=== EXERCISE BRIEF ===
Output every line of the data exactly as it appears.

+ + + + +

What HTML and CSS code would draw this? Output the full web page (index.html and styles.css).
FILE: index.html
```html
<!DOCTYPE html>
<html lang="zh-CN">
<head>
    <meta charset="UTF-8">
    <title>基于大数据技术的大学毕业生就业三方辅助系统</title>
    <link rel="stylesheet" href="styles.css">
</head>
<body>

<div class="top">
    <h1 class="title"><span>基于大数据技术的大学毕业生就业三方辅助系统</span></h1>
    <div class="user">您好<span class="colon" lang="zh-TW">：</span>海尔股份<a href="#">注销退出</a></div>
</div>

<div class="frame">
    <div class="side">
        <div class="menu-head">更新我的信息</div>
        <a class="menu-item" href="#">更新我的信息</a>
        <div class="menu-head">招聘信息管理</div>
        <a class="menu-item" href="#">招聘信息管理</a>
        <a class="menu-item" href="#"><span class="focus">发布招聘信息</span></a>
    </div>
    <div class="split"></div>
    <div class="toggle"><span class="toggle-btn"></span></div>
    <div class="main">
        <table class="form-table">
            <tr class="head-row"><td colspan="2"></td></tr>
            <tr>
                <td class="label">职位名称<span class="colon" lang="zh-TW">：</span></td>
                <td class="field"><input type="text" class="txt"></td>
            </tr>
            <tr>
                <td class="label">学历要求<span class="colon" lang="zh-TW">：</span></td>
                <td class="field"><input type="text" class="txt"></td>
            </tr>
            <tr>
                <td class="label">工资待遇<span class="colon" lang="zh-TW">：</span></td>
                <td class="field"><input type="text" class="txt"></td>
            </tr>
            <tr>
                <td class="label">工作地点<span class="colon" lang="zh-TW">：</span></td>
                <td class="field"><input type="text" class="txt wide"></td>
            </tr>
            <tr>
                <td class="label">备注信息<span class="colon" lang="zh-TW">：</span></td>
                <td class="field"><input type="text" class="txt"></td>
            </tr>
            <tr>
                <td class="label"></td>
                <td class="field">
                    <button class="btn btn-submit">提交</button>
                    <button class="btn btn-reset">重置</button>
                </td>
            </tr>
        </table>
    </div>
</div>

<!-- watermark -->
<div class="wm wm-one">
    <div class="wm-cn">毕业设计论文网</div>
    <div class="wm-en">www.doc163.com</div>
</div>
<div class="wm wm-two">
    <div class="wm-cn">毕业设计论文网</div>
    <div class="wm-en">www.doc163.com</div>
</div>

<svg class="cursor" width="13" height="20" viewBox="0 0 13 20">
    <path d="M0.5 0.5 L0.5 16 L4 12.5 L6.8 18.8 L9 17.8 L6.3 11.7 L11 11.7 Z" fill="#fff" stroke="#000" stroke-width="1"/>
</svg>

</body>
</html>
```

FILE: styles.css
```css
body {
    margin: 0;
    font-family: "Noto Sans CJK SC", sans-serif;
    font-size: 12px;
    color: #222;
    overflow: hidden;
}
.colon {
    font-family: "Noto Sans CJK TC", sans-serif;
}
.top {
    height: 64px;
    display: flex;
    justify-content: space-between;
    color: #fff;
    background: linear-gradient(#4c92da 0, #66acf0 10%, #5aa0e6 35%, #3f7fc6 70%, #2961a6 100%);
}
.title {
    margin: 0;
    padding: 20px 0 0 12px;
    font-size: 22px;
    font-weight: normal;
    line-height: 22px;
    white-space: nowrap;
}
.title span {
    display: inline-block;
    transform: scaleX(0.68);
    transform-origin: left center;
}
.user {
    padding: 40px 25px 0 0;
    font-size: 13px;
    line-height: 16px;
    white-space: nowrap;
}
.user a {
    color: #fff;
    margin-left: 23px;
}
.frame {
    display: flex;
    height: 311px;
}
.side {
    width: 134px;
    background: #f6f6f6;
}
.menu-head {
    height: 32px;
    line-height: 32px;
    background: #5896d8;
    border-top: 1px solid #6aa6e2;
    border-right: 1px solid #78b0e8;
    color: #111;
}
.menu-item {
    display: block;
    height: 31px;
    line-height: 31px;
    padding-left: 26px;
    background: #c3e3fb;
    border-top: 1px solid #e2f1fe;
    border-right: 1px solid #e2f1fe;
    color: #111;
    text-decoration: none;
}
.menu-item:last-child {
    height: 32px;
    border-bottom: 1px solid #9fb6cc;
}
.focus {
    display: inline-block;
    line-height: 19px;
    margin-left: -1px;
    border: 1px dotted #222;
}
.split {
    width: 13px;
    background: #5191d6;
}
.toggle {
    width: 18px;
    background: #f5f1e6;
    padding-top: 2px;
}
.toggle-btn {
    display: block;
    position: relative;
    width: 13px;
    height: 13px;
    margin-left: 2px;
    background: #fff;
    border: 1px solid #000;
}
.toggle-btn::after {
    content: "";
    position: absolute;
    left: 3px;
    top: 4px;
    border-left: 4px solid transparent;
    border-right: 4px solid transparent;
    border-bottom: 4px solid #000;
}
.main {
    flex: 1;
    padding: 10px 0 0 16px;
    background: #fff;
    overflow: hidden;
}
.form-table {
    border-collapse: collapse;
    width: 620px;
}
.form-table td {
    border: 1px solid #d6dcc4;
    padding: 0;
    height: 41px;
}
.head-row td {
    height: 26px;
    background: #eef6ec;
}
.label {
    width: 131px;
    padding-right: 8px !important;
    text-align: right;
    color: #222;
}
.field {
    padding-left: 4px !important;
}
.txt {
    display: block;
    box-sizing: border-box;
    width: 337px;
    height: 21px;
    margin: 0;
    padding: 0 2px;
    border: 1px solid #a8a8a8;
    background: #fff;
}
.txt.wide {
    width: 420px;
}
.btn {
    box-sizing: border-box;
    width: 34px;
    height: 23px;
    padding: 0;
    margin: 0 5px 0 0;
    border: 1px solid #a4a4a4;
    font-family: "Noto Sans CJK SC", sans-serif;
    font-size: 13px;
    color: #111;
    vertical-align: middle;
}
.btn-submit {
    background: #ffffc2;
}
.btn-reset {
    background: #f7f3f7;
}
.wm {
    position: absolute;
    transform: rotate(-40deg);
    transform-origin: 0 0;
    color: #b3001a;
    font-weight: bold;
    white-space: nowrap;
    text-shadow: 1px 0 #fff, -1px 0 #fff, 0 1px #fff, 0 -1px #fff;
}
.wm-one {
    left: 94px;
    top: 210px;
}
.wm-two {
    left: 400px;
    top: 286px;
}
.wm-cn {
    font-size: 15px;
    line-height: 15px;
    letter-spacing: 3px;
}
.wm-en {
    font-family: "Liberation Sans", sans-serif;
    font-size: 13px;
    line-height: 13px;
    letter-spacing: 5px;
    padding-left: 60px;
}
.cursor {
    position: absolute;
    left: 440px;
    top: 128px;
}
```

+ + + + +

=== EXERCISE RESPONSE ===
What HTML and CSS code would draw this? Output the full web page (index.html and styles.css).
FILE: index.html
```html
<!DOCTYPE html>
<html lang="zh-CN">
<head>
    <meta charset="UTF-8">
    <title>基于大数据技术的大学毕业生就业三方辅助系统</title>
    <link rel="stylesheet" href="styles.css">
</head>
<body>

<div class="top">
    <h1 class="title"><span>基于大数据技术的大学毕业生就业三方辅助系统</span></h1>
    <div class="user">您好<span class="colon" lang="zh-TW">：</span>海尔股份<a href="#">注销退出</a></div>
</div>

<div class="frame">
    <div class="side">
        <div class="menu-head">更新我的信息</div>
        <a class="menu-item" href="#">更新我的信息</a>
        <div class="menu-head">招聘信息管理</div>
        <a class="menu-item" href="#">招聘信息管理</a>
        <a class="menu-item" href="#"><span class="focus">发布招聘信息</span></a>
    </div>
    <div class="split"></div>
    <div class="toggle"><span class="toggle-btn"></span></div>
    <div class="main">
        <table class="form-table">
            <tr class="head-row"><td colspan="2"></td></tr>
            <tr>
                <td class="label">职位名称<span class="colon" lang="zh-TW">：</span></td>
                <td class="field"><input type="text" class="txt"></td>
            </tr>
            <tr>
                <td class="label">学历要求<span class="colon" lang="zh-TW">：</span></td>
                <td class="field"><input type="text" class="txt"></td>
            </tr>
            <tr>
                <td class="label">工资待遇<span class="colon" lang="zh-TW">：</span></td>
                <td class="field"><input type="text" class="txt"></td>
            </tr>
            <tr>
                <td class="label">工作地点<span class="colon" lang="zh-TW">：</span></td>
                <td class="field"><input type="text" class="txt wide"></td>
            </tr>
            <tr>
                <td class="label">备注信息<span class="colon" lang="zh-TW">：</span></td>
                <td class="field"><input type="text" class="txt"></td>
            </tr>
            <tr>
                <td class="label"></td>
                <td class="field">
                    <button class="btn btn-submit">提交</button>
                    <button class="btn btn-reset">重置</button>
                </td>
            </tr>
        </table>
    </div>
</div>

<!-- watermark -->
<div class="wm wm-one">
    <div class="wm-cn">毕业设计论文网</div>
    <div class="wm-en">www.doc163.com</div>
</div>
<div class="wm wm-two">
    <div class="wm-cn">毕业设计论文网</div>
    <div class="wm-en">www.doc163.com</div>
</div>

<svg class="cursor" width="13" height="20" viewBox="0 0 13 20">
    <path d="M0.5 0.5 L0.5 16 L4 12.5 L6.8 18.8 L9 17.8 L6.3 11.7 L11 11.7 Z" fill="#fff" stroke="#000" stroke-width="1"/>
</svg>

</body>
</html>
```

FILE: styles.css
```css
body {
    margin: 0;
    font-family: "Noto Sans CJK SC", sans-serif;
    font-size: 12px;
    color: #222;
    overflow: hidden;
}
.colon {
    font-family: "Noto Sans CJK TC", sans-serif;
}
.top {
    height: 64px;
    display: flex;
    justify-content: space-between;
    color: #fff;
    background: linear-gradient(#4c92da 0, #66acf0 10%, #5aa0e6 35%, #3f7fc6 70%, #2961a6 100%);
}
.title {
    margin: 0;
    padding: 20px 0 0 12px;
    font-size: 22px;
    font-weight: normal;
    line-height: 22px;
    white-space: nowrap;
}
.title span {
    display: inline-block;
    transform: scaleX(0.68);
    transform-origin: left center;
}
.user {
    padding: 40px 25px 0 0;
    font-size: 13px;
    line-height: 16px;
    white-space: nowrap;
}
.user a {
    color: #fff;
    margin-left: 23px;
}
.frame {
    display: flex;
    height: 311px;
}
.side {
    width: 134px;
    background: #f6f6f6;
}
.menu-head {
    height: 32px;
    line-height: 32px;
    background: #5896d8;
    border-top: 1px solid #6aa6e2;
    border-right: 1px solid #78b0e8;
    color: #111;
}
.menu-item {
    display: block;
    height: 31px;
    line-height: 31px;
    padding-left: 26px;
    background: #c3e3fb;
    border-top: 1px solid #e2f1fe;
    border-right: 1px solid #e2f1fe;
    color: #111;
    text-decoration: none;
}
.menu-item:last-child {
    height: 32px;
    border-bottom: 1px solid #9fb6cc;
}
.focus {
    display: inline-block;
    line-height: 19px;
    margin-left: -1px;
    border: 1px dotted #222;
}
.split {
    width: 13px;
    background: #5191d6;
}
.toggle {
    width: 18px;
    background: #f5f1e6;
    padding-top: 2px;
}
.toggle-btn {
    display: block;
    position: relative;
    width: 13px;
    height: 13px;
    margin-left: 2px;
    background: #fff;
    border: 1px solid #000;
}
.toggle-btn::after {
    content: "";
    position: absolute;
    left: 3px;
    top: 4px;
    border-left: 4px solid transparent;
    border-right: 4px solid transparent;
    border-bottom: 4px solid #000;
}
.main {
    flex: 1;
    padding: 10px 0 0 16px;
    background: #fff;
    overflow: hidden;
}
.form-table {
    border-collapse: collapse;
    width: 620px;
}
.form-table td {
    border: 1px solid #d6dcc4;
    padding: 0;
    height: 41px;
}
.head-row td {
    height: 26px;
    background: #eef6ec;
}
.label {
    width: 131px;
    padding-right: 8px !important;
    text-align: right;
    color: #222;
}
.field {
    padding-left: 4px !important;
}
.txt {
    display: block;
    box-sizing: border-box;
    width: 337px;
    height: 21px;
    margin: 0;
    padding: 0 2px;
    border: 1px solid #a8a8a8;
    background: #fff;
}
.txt.wide {
    width: 420px;
}
.btn {
    box-sizing: border-box;
    width: 34px;
    height: 23px;
    padding: 0;
    margin: 0 5px 0 0;
    border: 1px solid #a4a4a4;
    font-family: "Noto Sans CJK SC", sans-serif;
    font-size: 13px;
    color: #111;
    vertical-align: middle;
}
.btn-submit {
    background: #ffffc2;
}
.btn-reset {
    background: #f7f3f7;
}
.wm {
    position: absolute;
    transform: rotate(-40deg);
    transform-origin: 0 0;
    color: #b3001a;
    font-weight: bold;
    white-space: nowrap;
    text-shadow: 1px 0 #fff, -1px 0 #fff, 0 1px #fff, 0 -1px #fff;
}
.wm-one {
    left: 94px;
    top: 210px;
}
.wm-two {
    left: 400px;
    top: 286px;
}
.wm-cn {
    font-size: 15px;
    line-height: 15px;
    letter-spacing: 3px;
}
.wm-en {
    font-family: "Liberation Sans", sans-serif;
    font-size: 13px;
    line-height: 13px;
    letter-spacing: 5px;
    padding-left: 60px;
}
.cursor {
    position: absolute;
    left: 440px;
    top: 128px;
}
```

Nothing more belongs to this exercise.